Several large transits surveys such as TESS and NGTS and the radial-velocity surveys of HARPS and HARPS-N, together with future space satellites such as CHEOPS and PLATO, will provide abundant interesting targets which will require precise follow-up.

The extra precision attainable by using the large collecting areas and the accessibility of multiple ground-based telescopes would allow the routine and targeted characterisation of the atmospheres of distant small exoplanets. However, this is beyond current capabilities.

The Earth's atmosphere causes intensity fluctuations, called scintillation, which can be seen as twinkling by the naked eye. This twinkling limits the sensitivity of ground-based observations to that of exoplanets many times larger than the Earth.

In addition to astronomy, the recently expanding field of FSOC has very similar problems. The large bandwidth of using optical wavelengths, as opposed to conventional radio communication, will enable 10-100 times more data to be retrieved from space science satellites used for Earth observation, inter-planetary and deep space missions. This increase in transmission rates is analogous to moving from traditional copper cables to fibre optics. In addition, by transitioning to optical wavelengths, we can meet demands for higher capacity data transmissions that societies around the world have become accustomed to.

Through a combination of characterising the Earth's atmospheric turbulence using novel instrumentation, with a numerical global turbulence forecast model, which I am developing, I will assess the implications of the Earth's atmosphere on astronomy and FSOC and develop new correction mechanisms, including tomographic scintillation correction. It is only with the combination of these themes can we truly unlock the full potential of ground-based telescopes.

The focus of the fellowship has significant potential for industrial impact as well as high quality academic outputs. This is described in more detail in the 'pathways to impact' plan but briefly discussed below.

1. Free-space optical communications
Free-space optical communication enables increased data rates and security of transmissions compared to traditional radio communication. I have identified and discussed potential collaborations with several industrial partners in the UK, including Surrey Satellite Technologies Ltd. (SSTL) and Defence Science and Technology Laboratory (DSTL). Applications include as terrestrial telecoms and Earth observation science.

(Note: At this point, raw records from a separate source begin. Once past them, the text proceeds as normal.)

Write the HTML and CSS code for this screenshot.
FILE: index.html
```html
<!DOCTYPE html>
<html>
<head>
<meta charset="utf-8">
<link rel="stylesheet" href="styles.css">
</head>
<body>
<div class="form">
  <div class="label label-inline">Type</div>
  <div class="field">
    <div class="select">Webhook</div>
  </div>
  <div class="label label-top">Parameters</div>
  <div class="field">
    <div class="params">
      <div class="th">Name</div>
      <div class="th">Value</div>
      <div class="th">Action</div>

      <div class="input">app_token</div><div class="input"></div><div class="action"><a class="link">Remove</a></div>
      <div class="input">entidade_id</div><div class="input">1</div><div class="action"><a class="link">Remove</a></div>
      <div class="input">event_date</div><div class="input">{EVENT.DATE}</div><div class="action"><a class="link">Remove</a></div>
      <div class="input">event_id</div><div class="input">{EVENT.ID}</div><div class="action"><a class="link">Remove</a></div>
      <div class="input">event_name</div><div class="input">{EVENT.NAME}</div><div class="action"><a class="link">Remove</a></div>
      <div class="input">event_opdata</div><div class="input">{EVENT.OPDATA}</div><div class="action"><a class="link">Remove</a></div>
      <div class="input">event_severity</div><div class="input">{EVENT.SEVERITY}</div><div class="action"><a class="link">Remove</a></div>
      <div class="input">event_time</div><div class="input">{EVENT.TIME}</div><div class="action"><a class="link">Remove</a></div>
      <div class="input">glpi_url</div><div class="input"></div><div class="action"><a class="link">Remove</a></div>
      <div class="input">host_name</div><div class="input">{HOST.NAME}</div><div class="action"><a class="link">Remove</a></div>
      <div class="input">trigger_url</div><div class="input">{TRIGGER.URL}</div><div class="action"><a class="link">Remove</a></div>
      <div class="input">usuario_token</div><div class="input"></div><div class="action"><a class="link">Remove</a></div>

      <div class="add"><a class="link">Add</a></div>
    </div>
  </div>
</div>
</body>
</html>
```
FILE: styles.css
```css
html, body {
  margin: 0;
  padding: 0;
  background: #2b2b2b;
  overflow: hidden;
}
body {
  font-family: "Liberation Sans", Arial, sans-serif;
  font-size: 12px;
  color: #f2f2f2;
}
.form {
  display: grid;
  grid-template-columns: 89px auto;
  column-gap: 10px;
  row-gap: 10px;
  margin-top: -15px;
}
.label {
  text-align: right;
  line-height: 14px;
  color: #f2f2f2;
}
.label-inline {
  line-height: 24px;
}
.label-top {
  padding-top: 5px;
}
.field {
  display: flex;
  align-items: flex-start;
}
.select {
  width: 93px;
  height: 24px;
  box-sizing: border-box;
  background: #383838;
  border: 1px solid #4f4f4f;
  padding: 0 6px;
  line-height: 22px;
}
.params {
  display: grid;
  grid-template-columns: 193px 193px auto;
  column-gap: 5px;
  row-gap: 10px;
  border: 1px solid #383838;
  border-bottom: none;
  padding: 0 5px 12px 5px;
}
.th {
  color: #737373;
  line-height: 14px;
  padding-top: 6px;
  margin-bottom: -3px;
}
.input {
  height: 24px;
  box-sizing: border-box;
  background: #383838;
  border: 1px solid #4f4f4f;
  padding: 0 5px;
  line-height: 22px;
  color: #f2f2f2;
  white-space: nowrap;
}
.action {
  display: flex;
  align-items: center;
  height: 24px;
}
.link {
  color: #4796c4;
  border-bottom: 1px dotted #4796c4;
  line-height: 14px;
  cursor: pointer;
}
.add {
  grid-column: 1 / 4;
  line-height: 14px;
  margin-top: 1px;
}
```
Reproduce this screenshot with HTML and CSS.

SSTL is the world leading small satellite supplier. In order to remain a leader in this very competitive field, SSTL need to increase the resolution of images of the Earth by increasing the data transmission rates between the satellites and the ground. I will use the information from my 24-hour turbulence monitor and turbulence forecasting to work with SSTL to develop optical communication capabilities. This is an ambitious goal with a significant change to their communication terminals. I expect this to develop over the next ten years.

2. Aviation industry
Damage, delays and disruption due to atmospheric turbulence is estimated to cost the aviation industry hundreds of millions of pounds and approximately 40 fatalities a year (NCAR RAL). Accurate measurement and forecasting can reduce this by helping pilots avoid turbulent zones. I will work with Prof. Williams at the University of Reading to exploit my work in this economically and ecologically important field and bring it into the aviation industry in the UK and abroad. Given the significant drive to reduce the environmental impact of the aviation industry I expect this work to influence the actions of the aviation industry within the time frame of this fellowship (7 years).

3. Astronomy
For astronomy, many large observatories are already moving towards service mode, where the observatory undertakes the observations rather than the astronomer. Without the astronomer needing to travel to the observatory, my global turbulence forecast could be implemented into a flexible scheduling routine to maximise the scientific output of all observatories by ensuring that the most sensitive measurements to be scheduled at the optimal time. I expect observatories to adopt this process within the time frame of this fellowship.

4. Climate Change
Atmospheric turbulence is caused by the mixing of air of different temperatures. This is becoming more intense and more frequent as our climate changes. Therefore, the statistical turbulence trends from the re-processing of archived weather forecasts with my global turbulence forecast algorithms will inform climate change scientists with objective measurements of the rate at which the Earth's atmosphere is becoming more turbulent (or not).

Dissemination
Where applicable I will make the software available through routes such as GitHub. My turbulence forecasts models will be hosted on a website and will be freely available. Concepts, progress and results will be widely disseminated at international conferences, workshops and in peer-reviewed journals.

Public Engagement
Extra-solar planets are a topic of great interest to the general public and local astronomy groups. Within this project I will engage with the public through school visits and more technical workshops with local astronomy groups.
I will look to promote my research at public outreach events such as the Durham Science Festival and explore the potential to exhibit at the Royal Society summer exhibitions where Durham has an outstanding track record of successful applications. I am also perusing dissemination through the media and have had a piece accepted into the 'The Conversation', in order to explain the context of my work to the widest possible audience.